Court rulings are still pending in most of the cases. Prosecutors in Frankfurt, tipped off in part by the allegations from Alfa and LV Finance, are already investigating whether Germany's Commerzbank AG, which worked with Mr. Galmond, was involved in money laundering as a result, according to a spokesman for the prosecutor. Commerzbank denies it broke any laws, but a senior executive involved in the case resigned this summer and the bank has vowed to tighten internal oversight.
So far, the Kremlin is showing no sign that it's concerned about the allegations. Last year, Mr. Putin even took the unusual step of intervening to restore Mr.

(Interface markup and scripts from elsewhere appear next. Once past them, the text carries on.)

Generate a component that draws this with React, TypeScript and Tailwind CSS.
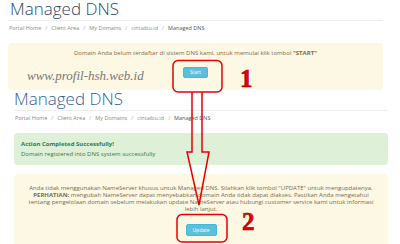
import React from "react";

function Breadcrumb() {
  const items = ["Portal Home", "Client Area", "My Domains", "cintaibu.id"];
  return (
    <div className="mt-[4px] h-[7px] leading-[7px] text-[5.5px] text-[#8a8a8a] whitespace-nowrap flex pl-[1px]">
      {items.map((t) => (
        <React.Fragment key={t}>
          <span>{t}</span>
          <span className="px-[4px] text-[#b0b0b0]">/</span>
        </React.Fragment>
      ))}
      <span className="text-[#555]">Managed DNS</span>
    </div>
  );
}

export default function App() {
  return (
    <div className="relative w-[400px] h-[244px] overflow-hidden bg-white font-['Open_Sans',sans-serif]">
      {/* first screenshot */}
      <section className="h-[90px] overflow-hidden ml-[8px] w-[375px]">
        <h1 className="pl-[2px] pb-[3px] border-b border-[#eeeeee] text-[17px] leading-[17px] font-light text-[#2c4668] whitespace-nowrap">
          Managed DNS
        </h1>
        <Breadcrumb />
        <div className="mt-[11px] h-[47px] rounded-[4px] bg-[#fcf8e3] pt-[6px] flex flex-col items-center">
          <p className="text-[6px] leading-[8px] text-[#7f6b4d] whitespace-nowrap">
            Domain Anda belum terdaftar di sistem DNS kami, untuk memulai klik tombol <b>"START"</b>
          </p>
          <button className="mt-[10px] w-[25px] h-[11px] rounded-[2px] bg-[#5bc0de] border border-[#46b8da] text-white text-[5px] leading-[9px]">
            Start
          </button>
        </div>
      </section>

      {/* second screenshot */}
      <section className="ml-[14px] w-[374px]">
        <h1 className="pb-[3px] border-b border-[#eeeeee] text-[17px] leading-[17px] font-light text-[#336296] whitespace-nowrap">
          Managed DNS
        </h1>
        <Breadcrumb />
        <div className="mt-[11px] h-[32px] rounded-[4px] bg-[#dff0d8] px-[7px] pt-[6px] text-[6px] leading-[10px] text-[#3c763d] whitespace-nowrap">
          <p className="font-bold">Action Completed Successfully!</p>
          <p>Domain registered into DNS system successfully</p>
        </div>
        <div className="mt-[9px] h-[80px] rounded-[4px] bg-[#fcf8e3] pt-[11px] flex flex-col items-center">
          <div className="text-[6px] leading-[7px] text-[#7f6b4d] text-center whitespace-nowrap">
            <p>Anda tidak menggunakan NameServer khusus untuk Managed DNS. Silahkan klik tombol "UPDATE" untuk mengupdatenya.</p>
            <p>
              <b>PERHATIAN:</b> mengubah NameServer dapat menyebabkan domain Anda tidak dapat diakses. Pastikan Anda mengetahui
            </p>
            <p>tentang pengelolaan domain sebelum melakukan update NameServer atau hubungi customer service kami untuk informasi</p>
            <p>lebih lanjut.</p>
          </div>
          <button className="mt-[11px] w-[31px] h-[12px] rounded-[2px] bg-[#5bc0de] border border-[#46b8da] text-white text-[5px] leading-[10px]">
            Update
          </button>
        </div>
      </section>

      {/* watermark */}
      <span className="absolute left-[27px] top-[69px] text-[13px] leading-[13px] italic text-[#777] font-['Liberation_Serif',serif] whitespace-nowrap">
        www.profil-hsh.web.id
      </span>

      {/* annotations */}
      <svg className="absolute left-0 top-0 pointer-events-none" width="400" height="244" viewBox="0 0 400 244">
        <rect x="173" y="60.5" width="49" height="31.5" rx="5" fill="none" stroke="#e60000" strokeWidth="1.5" />
        <path
          d="M192 92 L192 152 L187 152 L199 205 L209 152 L202 152 L202 92"
          fill="none"
          stroke="#e60000"
          strokeWidth="1.5"
          strokeLinejoin="miter"
        />
        <rect x="177" y="214.5" width="50" height="27.5" rx="5" fill="none" stroke="#e60000" strokeWidth="1.5" />
      </svg>
      <span className="absolute left-[240px] top-[66px] text-[25px] leading-[25px] font-bold text-[#ee0000] font-['Liberation_Serif',serif] [-webkit-text-stroke:0.6px_#8b0000]">
        1
      </span>
      <span className="absolute left-[242px] top-[209px] text-[25px] leading-[25px] font-bold text-[#ee0000] font-['Liberation_Serif',serif] [-webkit-text-stroke:0.6px_#8b0000]">
        2
      </span>
    </div>
  );
}
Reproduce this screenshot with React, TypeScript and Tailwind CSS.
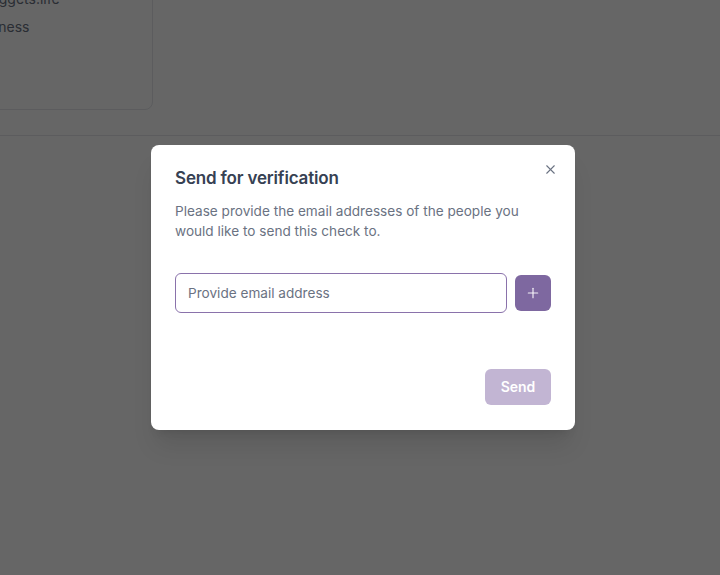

Reiman's ministerial job when he was about to lose it in a government reshuffle. He'd left nearly all the other appointments to his prime minister to decide.
As the grudge match dragged on, some of Alfa's other investments in Russia ran into trouble. In December, telecoms company OAO Vimpelcom, in which Alfa owns a big stake, was told it owed $160 million in unpaid taxes and fines. Vimpelcom's American depositary receipts, which trade on the New York Stock Exchange, plummeted 30 percent in two days. The company later got the tax claim sharply reduced and the stock has recovered. And in April, authorities slapped Alfa's main oil investment with $790 million in back-tax claims for 2001.
But unlike Yukos, which was crippled by tax assessments and saw executives jailed, tax and regulatory problems so far haven't fazed Alfa or its companies. The regulatory issues have cleared up and in August, TNK-BP said it settled the tax claims for $250 million. Auditors are still looking at company taxes for 2002 and 2003.
Mr. Fridman says the Megafon fight is worth it: He estimates Alfa's stake is now valued at about four times the $300 million he paid for it in 2003.
"We understood that there would be unhappiness on the part of certain bosses in the telecommunications ministry, but we were ready for that," Mr. Fridman says, adding that Alfa's legal position is "ironclad."